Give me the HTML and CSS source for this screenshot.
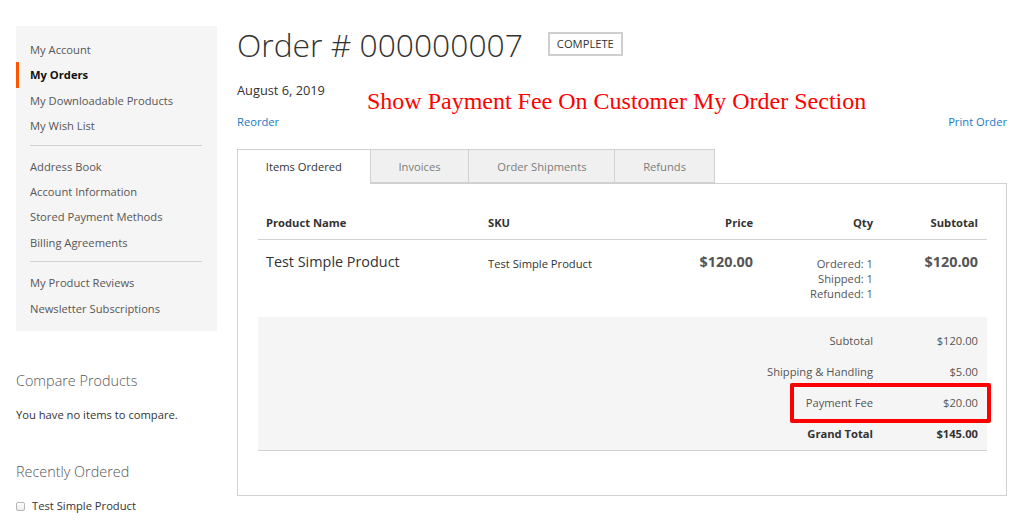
FILE: index.html
```html
<!DOCTYPE html>
<html>
<head>
<meta charset="utf-8">
<link rel="stylesheet" href="styles.css">
</head>
<body>
<div class="page">
  <aside class="sidebar">
    <nav class="account-nav">
      <ul class="nav-list">
        <li class="nav-item"><a>My Account</a></li>
        <li class="nav-item current"><strong>My Orders</strong></li>
        <li class="nav-item"><a>My Downloadable Products</a></li>
        <li class="nav-item"><a>My Wish List</a></li>
        <li class="nav-delim"></li>
        <li class="nav-item"><a>Address Book</a></li>
        <li class="nav-item"><a>Account Information</a></li>
        <li class="nav-item"><a>Stored Payment Methods</a></li>
        <li class="nav-item"><a>Billing Agreements</a></li>
        <li class="nav-delim"></li>
        <li class="nav-item"><a>My Product Reviews</a></li>
        <li class="nav-item"><a>Newsletter Subscriptions</a></li>
      </ul>
    </nav>
    <div class="block compare">
      <div class="block-title">Compare Products</div>
      <div class="block-text">You have no items to compare.</div>
    </div>
    <div class="block recent">
      <div class="block-title">Recently Ordered</div>
      <label class="recent-item"><span class="checkbox"></span>Test Simple Product</label>
    </div>
  </aside>

  <main class="main">
    <div class="title-row">
      <h1 class="page-title">Order # 000000007</h1>
      <span class="status">Complete</span>
    </div>
    <div class="date-row">
      <div class="order-date">August 6, 2019</div>
      <div class="annotation">Show Payment Fee On Customer My Order Section</div>
    </div>
    <div class="actions-row">
      <a class="link">Reorder</a>
      <a class="link">Print Order</a>
    </div>

    <div class="tabs">
      <div class="tab active">Items Ordered</div>
      <div class="tab">Invoices</div>
      <div class="tab">Order Shipments</div>
      <div class="tab">Refunds</div>
    </div>
    <div class="tab-content">
      <table class="items">
        <colgroup>
          <col class="c-name"><col class="c-sku"><col class="c-price"><col class="c-qty"><col class="c-sub">
        </colgroup>
        <thead>
          <tr>
            <th class="left">Product Name</th>
            <th class="left">SKU</th>
            <th>Price</th>
            <th>Qty</th>
            <th>Subtotal</th>
          </tr>
        </thead>
        <tbody>
          <tr class="item-row">
            <td class="left"><span class="product-name">Test Simple Product</span></td>
            <td class="left sku">Test Simple Product</td>
            <td><span class="price">$120.00</span></td>
            <td>
              <ul class="qty-list">
                <li>Ordered: 1</li>
                <li>Shipped: 1</li>
                <li>Refunded: 1</li>
              </ul>
            </td>
            <td><span class="price">$120.00</span></td>
          </tr>
        </tbody>
        <tfoot>
          <tr class="first">
            <th colspan="4">Subtotal</th>
            <td>$120.00</td>
          </tr>
          <tr>
            <th colspan="4">Shipping &amp; Handling</th>
            <td>$5.00</td>
          </tr>
          <tr>
            <th colspan="4">Payment Fee</th>
            <td>$20.00</td>
          </tr>
          <tr class="grand">
            <th colspan="4">Grand Total</th>
            <td>$145.00</td>
          </tr>
        </tfoot>
      </table>
      <div class="highlight"></div>
    </div>
  </main>
</div>
</body>
</html>
```

FILE: styles.css
```css
html, body {
  margin: 0;
  padding: 0;
  background: #fff;
}
body {
  font-family: "Open Sans", "Liberation Sans", sans-serif;
  font-size: 11.2px;
  color: #333;
}
.page {
  display: flex;
  align-items: flex-start;
  gap: 20px;
  padding: 25px 24px 0 16px;
}

/* Sidebar */
.sidebar {
  width: 201px;
  flex: none;
  padding-top: 1px;
}
.account-nav {
  background: #f5f5f5;
  padding: 11px 0 10px;
}
.nav-list {
  list-style: none;
  margin: 0;
  padding: 0;
}
.nav-item {
  line-height: 25.4px;
  padding-left: 11px;
  color: #575757;
  border-left: 3px solid transparent;
}
.nav-item a { color: #575757; }
.nav-item.current {
  border-left-color: #ff5501;
}
.nav-item.current strong {
  color: #111;
  font-weight: 700;
}
.nav-delim {
  border-top: 1px solid #d1d1d1;
  margin: 6px 15px 8px 14px;
}
.block-title {
  font-size: 14.4px;
  font-weight: 300;
  color: #575757;
  line-height: 20px;
}
.compare {
  margin-top: 40px;
}
.block-text {
  margin-top: 16px;
  line-height: 16px;
}
.recent {
  margin-top: 39px;
}
.recent-item {
  display: flex;
  align-items: center;
  margin-top: 16px;
  line-height: 16px;
}
.checkbox {
  width: 7px;
  height: 7px;
  border: 1px solid #b5b5b5;
  border-radius: 2px;
  background: linear-gradient(#fff, #ececec);
  margin-right: 7px;
}

/* Main */
.main {
  flex: 1;
  min-width: 0;
}
.title-row {
  display: flex;
  align-items: center;
  height: 40px;
}
.page-title {
  margin: 0;
  font-size: 31.8px;
  font-weight: 300;
  line-height: 40px;
  color: #333;
}
.status {
  margin-left: 25px;
  border: 2px solid #cfcfcf;
  padding: 0 7px;
  height: 20px;
  line-height: 20px;
  text-transform: uppercase;
  font-size: 11.2px;
  color: #333;
  margin-top: -3px;
}
.date-row {
  display: flex;
  align-items: flex-start;
  margin-top: 16px;
}
.order-date {
  font-size: 12.8px;
  line-height: 18px;
}
.annotation {
  font-family: "Liberation Serif", "Times New Roman", serif;
  color: #f00;
  font-size: 24px;
  line-height: 26px;
  margin-left: 42px;
  margin-top: 7px;
  white-space: nowrap;
}
.actions-row {
  display: flex;
  justify-content: space-between;
  line-height: 16px;
}
.link {
  color: #1979c3;
  text-decoration: none;
}

/* Tabs */
.tabs {
  display: flex;
  margin-top: 19px;
  height: 34px;
}
.tab {
  box-sizing: border-box;
  height: 34px;
  line-height: 33px;
  padding: 0 27.8px;
  background: #f0f0f0;
  border: 1px solid #d1d1d1;
  border-left: none;
  color: #7d7d7d;
}
.tab.active {
  background: #fff;
  border-left: 1px solid #d1d1d1;
  border-bottom: none;
  color: #333;
  height: 35px;
  position: relative;
  z-index: 1;
}
.tab-content {
  position: relative;
  border: 1px solid #d1d1d1;
  padding: 23px 19px 44px 20px;
  height: 244px;
}

/* Table */
.items {
  width: 100%;
  border-collapse: collapse;
  table-layout: fixed;
}
.c-name { width: 222px; }
.c-sku { width: 160px; }
.c-price { width: 122px; }
.c-qty { width: 120px; }
.c-sub { width: auto; }
.items th, .items td {
  text-align: right;
  padding: 0 9px 0 8px;
}
.items .left { text-align: left; }
.items thead th {
  font-weight: 700;
  line-height: 16px;
  padding-top: 8px;
  padding-bottom: 8px;
  border-bottom: 1px solid #d1d1d1;
}
.item-row td {
  vertical-align: top;
  padding-top: 12px;
  padding-bottom: 16px;
  line-height: 20px;
}
.item-row td.sku {
  padding-top: 14px;
}
.product-name {
  font-size: 14.4px;
  color: #333;
}
.sku {
  font-size: 11.2px;
}
.price {
  font-size: 14.4px;
  font-weight: 700;
  color: #555;
}
.qty-list {
  list-style: none;
  margin: 0;
  padding: 4px 0 0;
  line-height: 15px;
  color: #555;
}
.items tfoot {
  background: #f5f5f5;
}
.items tfoot th, .items tfoot td {
  font-weight: 400;
  line-height: 17px;
  padding-top: 7px;
  padding-bottom: 7px;
  color: #555;
}
.items tfoot tr.first th, .items tfoot tr.first td {
  padding-top: 15px;
}
.items tfoot tr.grand th, .items tfoot tr.grand td {
  font-weight: 700;
  color: #333;
  border-bottom: 1px solid #d1d1d1;
  padding-bottom: 8px;
}
.highlight {
  position: absolute;
  left: 552px;
  top: 199px;
  width: 193px;
  height: 32px;
  border: 4px solid #f00;
  border-radius: 2px;
}
```
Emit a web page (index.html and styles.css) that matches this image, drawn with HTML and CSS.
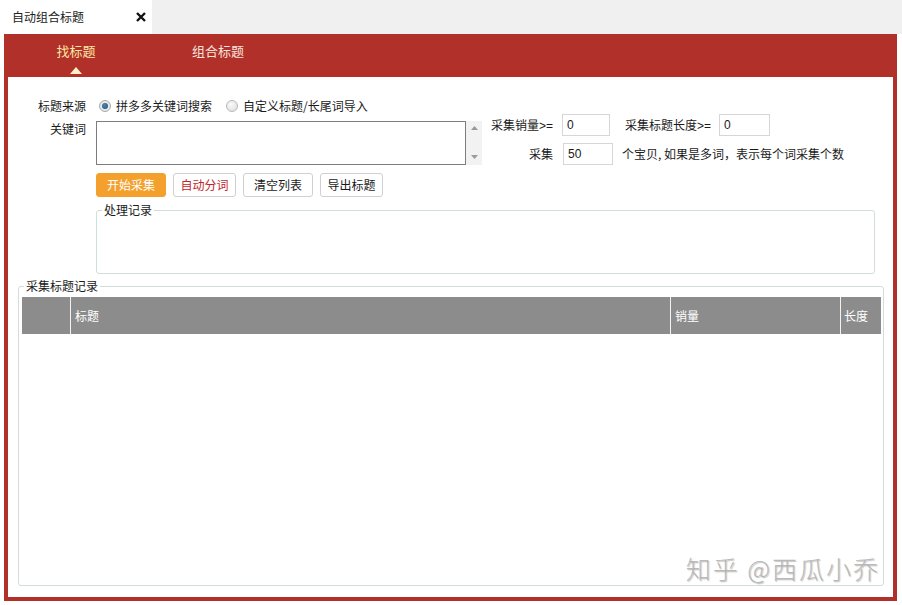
FILE: index.html
```html
<!DOCTYPE html>
<html lang="zh">
<head>
<meta charset="utf-8">
<title>自动组合标题</title>
<link rel="stylesheet" href="styles.css">
</head>
<body>
<div class="tabbar">
  <div class="tab">
    <span class="tab-title">自动组合标题</span>
    <svg class="close" width="12" height="12" viewBox="0 0 12 12"><path d="M2 2 L10 10 M10 2 L2 10" stroke="#111" stroke-width="2.4" stroke-linecap="butt"/></svg>
  </div>
</div>
<div class="frame">
  <div class="head">
    <div class="htab active">找标题<span class="tri"></span></div>
    <div class="htab">组合标题</div>
  </div>
  <div class="content">
    <div class="row source">
      <div class="label">标题来源</div>
      <div class="radios">
        <span class="radio on"></span><span class="rtext">拼多多关键词搜索</span>
        <span class="radio off"></span><span class="rtext">自定义标题/长尾词导入</span>
      </div>
    </div>
    <div class="row kw">
      <div class="label kw-label">关键词</div>
      <div class="ta-wrap">
        <div class="ta"></div>
        <div class="sb">
          <svg width="7" height="4" viewBox="0 0 7 4"><path d="M0 4 L3.5 0 L7 4Z" fill="#9a9a9a"/></svg>
          <svg width="7" height="4" viewBox="0 0 7 4"><path d="M0 0 L3.5 4 L7 0Z" fill="#9a9a9a"/></svg>
        </div>
      </div>
      <div class="params">
        <div class="prow">
          <span class="plabel">采集销量<span class="ge">&gt;=</span></span>
          <span class="input in-a">0</span>
          <span class="plabel2">采集标题长度<span class="ge">&gt;=</span></span>
          <span class="input in-b">0</span>
        </div>
        <div class="prow second">
          <span class="plabel">采集</span>
          <span class="input in-c">50</span>
          <span class="ptext">个宝贝, 如果是多词，表示每个词采集个数</span>
        </div>
      </div>
    </div>
    <div class="buttons">
      <span class="btn primary w70">开始采集</span>
      <span class="btn red w63">自动分词</span>
      <span class="btn w70">清空列表</span>
      <span class="btn w63">导出标题</span>
    </div>
    <fieldset class="log">
      <legend>处理记录</legend>
      <div class="log-body"></div>
    </fieldset>
    <fieldset class="records">
      <legend>采集标题记录</legend>
      <div class="rec-body">
        <div class="thead">
          <div class="th c0"></div>
          <div class="th c1">标题</div>
          <div class="th c2">销量</div>
          <div class="th c3">长度</div>
        </div>
      </div>
    </fieldset>
    <div class="watermark">知乎 @西瓜小乔</div>
  </div>
</div>
</body>
</html>
```
FILE: styles.css
```css
* { box-sizing: border-box; }
html, body {
  margin: 0;
  padding: 0;
  background: #ffffff;
}
body {
  width: 902px;
  height: 605px;
  overflow: hidden;
  font-family: "Noto Sans CJK SC", "Liberation Sans", sans-serif;
  font-size: 12px;
  color: #1a1a1a;
}

.tabbar {
  height: 34px;
  background: #f0f0f0;
  display: flex;
}
.tab {
  width: 152px;
  height: 34px;
  background: #ffffff;
  display: flex;
  align-items: center;
  padding-left: 12px;
}
.tab-title {
  font-size: 12px;
  color: #222;
  line-height: 16px;
}
.close {
  margin-left: 51px;
  display: block;
}

.frame {
  margin-left: 4px;
  width: 893px;
  height: 567px;
  background: #b1302a;
  padding: 0 4px 4px 4px;
  display: flex;
  flex-direction: column;
}
.head {
  height: 43px;
  margin: 0 -4px;
  display: flex;
  padding-left: 1px;
}
.htab {
  width: 142px;
  text-align: center;
  font-size: 13px;
  line-height: 18px;
  padding-top: 8px;
  color: #f7e4dc;
  position: relative;
}
.htab.active { color: #fde7a4; }
.tri {
  position: absolute;
  left: 65px;
  top: 33px;
  width: 0;
  height: 0;
  border-left: 6px solid transparent;
  border-right: 6px solid transparent;
  border-bottom: 7px solid #fdf0c8;
}

.content {
  flex: 1;
  background: #ffffff;
  position: relative;
  padding-top: 21px;
}
.row { display: flex; }
.label {
  width: 78px;
  text-align: right;
  margin-right: 10px;
  line-height: 16px;
}
.source { height: 16px; align-items: center; }
.radios { display: flex; align-items: center; }
.radio {
  width: 12px;
  height: 12px;
  border-radius: 50%;
  border: 1px solid #a9a9a9;
  display: inline-block;
  position: relative;
}
.radio.on {
  margin-left: 3px;
  background: #e8e8e8;
}
.radio.on::after {
  content: "";
  position: absolute;
  left: 2px;
  top: 2px;
  width: 6px;
  height: 6px;
  border-radius: 50%;
  background: radial-gradient(circle at 40% 35%, #4b86b4, #1f4f74);
}
.radio.off {
  margin-left: 14px;
  background: radial-gradient(circle at 40% 35%, #fafafa, #dcdcdc);
  border-color: #b8b8b8;
}
.rtext { margin-left: 5px; line-height: 16px; }

.kw { align-items: flex-start; }
.kw-label { padding-top: 7px; }
.ta-wrap {
  margin-top: 7px;
  width: 386px;
  height: 44px;
  display: flex;
}
.ta {
  flex: 1;
  border: 1px solid #7d7d7d;
  background: #fff;
}
.sb {
  width: 16px;
  background: #f2f2f2;
  display: flex;
  flex-direction: column;
  justify-content: space-between;
  align-items: center;
  padding: 5px 0 6px;
}
.sb svg { display: block; }

.params { margin-left: 9px; }
.prow {
  display: flex;
  align-items: center;
  height: 22px;
  white-space: nowrap;
}
.prow.second { margin-top: 7px; }
.ge {
  font-family: "Liberation Sans", sans-serif;
  font-size: 12px;
}
.plabel {
  width: 62px;
  text-align: right;
  line-height: 16px;
}
.plabel2 {
  margin-left: 15px;
  width: 86px;
  line-height: 16px;
}
.input {
  height: 22px;
  border: 1px solid #d6d6d6;
  padding: 2px 0 0 4px;
  line-height: 16px;
  font-family: "Liberation Sans", sans-serif;
  font-size: 12px;
}
.in-a { margin-left: 9px; width: 48px; }
.in-b { margin-left: 8px; width: 51px; }
.in-c { margin-left: 10px; width: 50px; }
.ptext { margin-left: 9px; line-height: 16px; }

.buttons {
  display: flex;
  gap: 7px;
  margin-top: 8px;
  margin-left: 88px;
}
.btn {
  height: 24px;
  border: 1px solid #d0d0d0;
  border-radius: 3px;
  background: #fff;
  display: flex;
  align-items: center;
  justify-content: center;
  line-height: 16px;
  color: #1a1a1a;
}
.btn.w70 { width: 70px; }
.btn.w63 { width: 63px; }
.btn.primary {
  background: #f4a02c;
  border-color: #f4a02c;
  color: #fff;
}
.btn.red { color: #c0242b; }

fieldset {
  margin: 0;
  padding: 0;
  border: 1px solid #d3dcdc;
  border-radius: 3px;
  min-width: 0;
}
legend {
  padding: 0 2px;
  margin-left: 5px;
  line-height: 16px;
  font-size: 12px;
}
.log {
  margin: 5px 18px 0 88px;
}
.log-body { height: 55px; }
.records {
  margin: 4px 9px 0 10px;
}
.rec-body {
  height: 291px;
  padding: 3px 2px 0 3px;
}
.thead {
  height: 37px;
  background: #8c8c8c;
  display: flex;
  color: #fff;
}
.th {
  line-height: 37px;
  padding-left: 4px;
}
.c0 { width: 48px; }
.c1 { width: 600px; border-left: 1px solid #f2f2f2; }
.c2 { width: 170px; border-left: 1px solid #f2f2f2; }
.c3 { flex: 1; border-left: 1px solid #f2f2f2; padding-left: 3px; }

.watermark {
  position: absolute;
  right: 13px;
  bottom: 14px;
  font-size: 25px;
  line-height: 30px;
  letter-spacing: 2px;
  color: rgba(175, 175, 175, 0.85);
  text-shadow: 1px 1px 1px rgba(90, 90, 90, 0.35);
  font-weight: 300;
}
```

-=-=-=-=-

▸ YOUR OBJECTIVE:
Find every line holding the word "this"; give their count and nothing else.

▸ EXERCISE SOLUTION:
2